Auschquê? O rapaz não tem inteira culpa. Mas eu também não a tenho toda. Massacro-o com obsessiva regularidade com exposições para gente grande, dissertações à mesa sobre temas francamente maçadores, e até com o visionamento de um outro Mankiewickz (o Tomás, coitado, levou com suecos mudos). E, se querem saber toda a verdade, até o pobre do avô se oferece para tardes inteiras no planetário e no museu da ciência. Mas, dito isto, não quero que o rapaz se transforme (e cito-o) num nerd ou num forever alone. Vai daí, tempero a coisa com umas idas à Luz, muita conversa escatológica, livre-trânsito para palavrões quando estamos entre homens, e uns filmes indigentes do tipo Borat. Resumindo, muito francamente nunca me deu para lhe fazer uma preleção mais séria sobre o horror do nazismo.
Dei-me conta disso, envergonhado, na semana passada: 70 anos passados sobre a libertação de Auschwitz, o Manuel nunca tinha ouvido falar nos campos da morte e achava que o nazismo era “uma espécie de religião” (neste ponto talvez não estivesse tão enganado como isso). Com a culpa a pesar-me nos ombros, pus mãos à obra e a verdade é que a coisa está agora em vias de se resolver. Comecei por pensar na icónica banda desenhada MAUS de Art Spiegelman (ele próprio filho de sobreviventes do Holocausto) mas, convenhamos, cada coisa tem o seu tempo e este ainda não era o certo para uma graphic novel particularmente sombria. Fui portanto ao baú da minha memória e desencantei uma BD velhinha, muito puída, preciosa como são todos os livros que lemos na meninice, e que a minha mãe ganhou num qualquer prémio no liceu francês nos idos de 50 (La Bête est Morte, de Zimmermann e Calvo). A obra, entretanto desaparecida das livrarias, tinha constituído a minha própria iniciação ao Holocausto, e o rapaz vai levar com ela numa das nossas próximas noites “à homem”. Antes ou depois da conversa escatológica, isso logo se verá.

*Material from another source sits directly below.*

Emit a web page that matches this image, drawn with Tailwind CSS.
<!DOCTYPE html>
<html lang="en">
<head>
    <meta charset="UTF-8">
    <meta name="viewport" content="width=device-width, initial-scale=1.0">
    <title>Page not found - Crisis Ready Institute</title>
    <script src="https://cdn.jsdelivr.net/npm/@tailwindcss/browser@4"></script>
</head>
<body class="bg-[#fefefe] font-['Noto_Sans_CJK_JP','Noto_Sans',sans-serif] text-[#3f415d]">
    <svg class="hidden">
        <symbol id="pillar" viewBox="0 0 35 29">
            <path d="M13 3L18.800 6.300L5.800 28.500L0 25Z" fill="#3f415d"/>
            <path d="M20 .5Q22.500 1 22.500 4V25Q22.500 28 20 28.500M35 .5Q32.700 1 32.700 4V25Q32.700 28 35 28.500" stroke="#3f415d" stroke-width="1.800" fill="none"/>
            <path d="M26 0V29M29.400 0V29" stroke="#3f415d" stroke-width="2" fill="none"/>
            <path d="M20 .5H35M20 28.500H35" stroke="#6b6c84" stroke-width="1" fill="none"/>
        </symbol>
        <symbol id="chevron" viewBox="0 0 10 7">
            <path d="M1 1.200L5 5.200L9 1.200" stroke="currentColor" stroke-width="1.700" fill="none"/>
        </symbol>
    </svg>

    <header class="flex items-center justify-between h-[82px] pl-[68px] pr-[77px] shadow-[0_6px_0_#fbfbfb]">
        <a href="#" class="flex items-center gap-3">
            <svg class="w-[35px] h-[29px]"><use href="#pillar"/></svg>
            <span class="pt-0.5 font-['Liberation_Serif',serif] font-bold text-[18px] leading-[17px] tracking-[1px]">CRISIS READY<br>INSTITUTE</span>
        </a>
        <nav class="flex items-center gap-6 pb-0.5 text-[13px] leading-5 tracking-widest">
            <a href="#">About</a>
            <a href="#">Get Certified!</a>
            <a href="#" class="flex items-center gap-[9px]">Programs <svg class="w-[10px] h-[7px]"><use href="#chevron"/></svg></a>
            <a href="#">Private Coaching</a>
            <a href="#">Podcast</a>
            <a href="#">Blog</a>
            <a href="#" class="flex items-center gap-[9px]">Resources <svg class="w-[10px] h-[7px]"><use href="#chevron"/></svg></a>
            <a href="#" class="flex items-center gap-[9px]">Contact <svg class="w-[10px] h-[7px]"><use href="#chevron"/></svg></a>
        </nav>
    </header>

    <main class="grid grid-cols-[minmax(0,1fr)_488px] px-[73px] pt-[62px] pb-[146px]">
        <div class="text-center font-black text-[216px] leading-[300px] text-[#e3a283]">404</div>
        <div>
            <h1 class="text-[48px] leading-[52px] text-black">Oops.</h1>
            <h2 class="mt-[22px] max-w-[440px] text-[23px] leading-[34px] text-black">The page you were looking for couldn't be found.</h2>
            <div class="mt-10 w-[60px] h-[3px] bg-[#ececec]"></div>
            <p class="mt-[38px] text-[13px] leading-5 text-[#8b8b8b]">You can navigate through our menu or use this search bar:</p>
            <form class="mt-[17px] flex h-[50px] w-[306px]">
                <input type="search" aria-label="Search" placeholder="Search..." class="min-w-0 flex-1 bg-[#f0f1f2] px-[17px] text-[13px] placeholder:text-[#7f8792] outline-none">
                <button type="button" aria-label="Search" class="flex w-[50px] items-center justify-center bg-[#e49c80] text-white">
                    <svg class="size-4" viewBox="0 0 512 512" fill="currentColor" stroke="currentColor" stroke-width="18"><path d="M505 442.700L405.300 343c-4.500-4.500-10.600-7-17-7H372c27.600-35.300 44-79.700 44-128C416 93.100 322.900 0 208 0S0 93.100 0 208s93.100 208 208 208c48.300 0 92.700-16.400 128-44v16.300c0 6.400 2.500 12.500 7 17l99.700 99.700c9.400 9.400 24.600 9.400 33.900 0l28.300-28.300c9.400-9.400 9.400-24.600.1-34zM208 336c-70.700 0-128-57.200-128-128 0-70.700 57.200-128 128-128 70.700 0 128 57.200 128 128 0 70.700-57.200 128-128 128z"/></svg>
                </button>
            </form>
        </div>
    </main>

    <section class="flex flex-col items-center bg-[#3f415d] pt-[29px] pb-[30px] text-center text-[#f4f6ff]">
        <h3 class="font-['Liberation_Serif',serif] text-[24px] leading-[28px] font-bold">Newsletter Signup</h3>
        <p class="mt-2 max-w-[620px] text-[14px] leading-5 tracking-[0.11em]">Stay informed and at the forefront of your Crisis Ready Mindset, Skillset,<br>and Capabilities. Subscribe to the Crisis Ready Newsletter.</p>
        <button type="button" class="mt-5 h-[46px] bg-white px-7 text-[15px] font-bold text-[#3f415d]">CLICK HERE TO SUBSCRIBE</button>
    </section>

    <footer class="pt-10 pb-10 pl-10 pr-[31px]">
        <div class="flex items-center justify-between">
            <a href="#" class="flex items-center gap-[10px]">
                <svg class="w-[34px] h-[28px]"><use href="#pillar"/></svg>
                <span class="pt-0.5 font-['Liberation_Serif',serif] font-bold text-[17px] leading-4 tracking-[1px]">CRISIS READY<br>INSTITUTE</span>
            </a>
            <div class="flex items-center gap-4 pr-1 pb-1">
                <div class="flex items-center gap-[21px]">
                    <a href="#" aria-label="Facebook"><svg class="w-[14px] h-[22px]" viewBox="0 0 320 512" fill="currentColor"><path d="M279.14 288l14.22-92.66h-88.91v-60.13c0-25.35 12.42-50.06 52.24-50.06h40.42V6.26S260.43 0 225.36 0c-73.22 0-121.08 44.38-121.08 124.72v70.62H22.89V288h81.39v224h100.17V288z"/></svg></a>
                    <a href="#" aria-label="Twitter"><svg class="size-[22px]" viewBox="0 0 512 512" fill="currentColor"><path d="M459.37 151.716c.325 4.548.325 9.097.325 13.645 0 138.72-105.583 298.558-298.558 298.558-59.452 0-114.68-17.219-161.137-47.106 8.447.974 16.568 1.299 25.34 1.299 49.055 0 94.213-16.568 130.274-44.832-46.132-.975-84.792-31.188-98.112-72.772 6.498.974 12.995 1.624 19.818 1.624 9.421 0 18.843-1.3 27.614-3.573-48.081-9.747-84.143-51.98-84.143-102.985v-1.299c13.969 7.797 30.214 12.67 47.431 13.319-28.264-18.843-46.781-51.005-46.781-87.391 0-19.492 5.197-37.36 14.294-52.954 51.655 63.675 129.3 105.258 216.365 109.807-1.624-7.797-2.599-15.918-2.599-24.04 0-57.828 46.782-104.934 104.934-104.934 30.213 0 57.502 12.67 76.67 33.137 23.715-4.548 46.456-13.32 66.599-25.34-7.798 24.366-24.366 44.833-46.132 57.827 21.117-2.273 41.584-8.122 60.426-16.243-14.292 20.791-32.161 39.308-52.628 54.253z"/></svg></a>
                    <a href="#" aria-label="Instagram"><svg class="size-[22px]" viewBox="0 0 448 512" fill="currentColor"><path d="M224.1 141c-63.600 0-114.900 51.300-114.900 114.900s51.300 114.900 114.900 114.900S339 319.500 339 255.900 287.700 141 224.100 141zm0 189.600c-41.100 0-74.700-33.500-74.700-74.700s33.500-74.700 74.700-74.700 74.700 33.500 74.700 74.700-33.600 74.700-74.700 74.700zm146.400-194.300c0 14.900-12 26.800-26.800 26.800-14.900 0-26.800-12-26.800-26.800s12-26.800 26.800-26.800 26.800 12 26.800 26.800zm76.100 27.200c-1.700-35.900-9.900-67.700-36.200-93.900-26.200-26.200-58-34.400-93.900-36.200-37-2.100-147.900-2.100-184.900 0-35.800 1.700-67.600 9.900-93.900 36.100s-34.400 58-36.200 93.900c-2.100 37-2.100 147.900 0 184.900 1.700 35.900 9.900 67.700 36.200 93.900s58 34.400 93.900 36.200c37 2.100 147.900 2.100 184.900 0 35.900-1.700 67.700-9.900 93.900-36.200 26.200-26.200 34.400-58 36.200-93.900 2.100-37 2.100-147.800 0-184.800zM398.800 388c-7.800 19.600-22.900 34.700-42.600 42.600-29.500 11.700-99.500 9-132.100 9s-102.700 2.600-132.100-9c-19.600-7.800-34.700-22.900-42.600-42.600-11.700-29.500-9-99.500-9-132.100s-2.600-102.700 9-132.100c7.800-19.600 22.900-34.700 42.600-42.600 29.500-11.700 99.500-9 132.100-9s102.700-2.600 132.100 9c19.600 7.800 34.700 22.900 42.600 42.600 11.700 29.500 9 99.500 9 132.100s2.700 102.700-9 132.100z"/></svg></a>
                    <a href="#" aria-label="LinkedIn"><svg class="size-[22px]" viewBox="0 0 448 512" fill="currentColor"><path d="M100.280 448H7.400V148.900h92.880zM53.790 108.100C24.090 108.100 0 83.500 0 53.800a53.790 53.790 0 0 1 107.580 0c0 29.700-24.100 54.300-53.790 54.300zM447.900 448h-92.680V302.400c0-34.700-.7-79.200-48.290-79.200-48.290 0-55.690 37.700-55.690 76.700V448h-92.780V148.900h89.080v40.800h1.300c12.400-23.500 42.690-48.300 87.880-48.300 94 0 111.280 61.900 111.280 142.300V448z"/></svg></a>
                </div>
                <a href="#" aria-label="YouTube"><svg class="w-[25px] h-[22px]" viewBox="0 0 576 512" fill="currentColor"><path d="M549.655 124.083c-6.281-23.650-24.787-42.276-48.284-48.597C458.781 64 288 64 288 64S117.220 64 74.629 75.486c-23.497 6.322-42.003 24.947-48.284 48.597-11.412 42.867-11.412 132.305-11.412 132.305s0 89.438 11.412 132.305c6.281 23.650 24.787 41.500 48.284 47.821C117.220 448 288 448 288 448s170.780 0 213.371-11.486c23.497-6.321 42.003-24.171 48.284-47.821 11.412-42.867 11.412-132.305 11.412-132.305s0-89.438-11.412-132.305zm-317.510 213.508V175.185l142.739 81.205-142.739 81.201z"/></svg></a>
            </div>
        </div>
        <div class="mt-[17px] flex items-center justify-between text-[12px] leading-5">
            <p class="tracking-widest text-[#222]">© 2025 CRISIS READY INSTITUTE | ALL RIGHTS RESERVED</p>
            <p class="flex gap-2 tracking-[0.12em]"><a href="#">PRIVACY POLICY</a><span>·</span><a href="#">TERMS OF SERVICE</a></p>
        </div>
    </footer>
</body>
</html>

Acontece que, estava eu mergulhado nestas culpadíssimas considerações, me dei conta que a questão é muito mais séria, muito mais vasta, e ataca muito mais idades. Algumas até que há muito deviam ser do juízo. Ora a verdade é que há, quer queiramos quer não, um imperativo ético que temos de aceitar carregar connosco. O de impedir que a História se repita. Uma coisa que, qualquer historiador vos dirá, a dita tem a perigosa tendência para tentar. O mesmo é dizer: todos temos o imperativo de não permitir que se esqueça, nunca por nunca, a inerente e assustadora fragilidade da paz (de qualquer paz) e a facilidade espantosa com que o ser humano mais banal se transforma numa desumana besta. Vai daí e lembrei-me de sugerir, através destas páginas, a quem quer que me dê crédito para perorar sobre o assunto, uma espécie de curtíssimo “kit” contra o esquecimento dos mais grandinhos. É muito pouco mas é o que tenho para dar. Além do mais, a lista podia ser infindável mas obriguei-me a reduzi-la a dois títulos. O Mundo de Ontem, de Stefan Zweig, é o relato da infinita fragilidade da civilização e o fim de todas as ilusões sobre a normalidade do quotidiano. Se Isto É um Homem, de Primo Levi, é a mais dilacerante descida ao inferno dos campos da morte nazis alguma vez escrita. E, em certo sentido, o fim de todas as ilusões sobre a perenidade da Humanidade. Um e outro, falta dizê-lo, se suicidaram. Relê-los é, paradoxalmente, relembrá-los para que ninguém tenha de voltar a escolher a morte para esquecer a vida.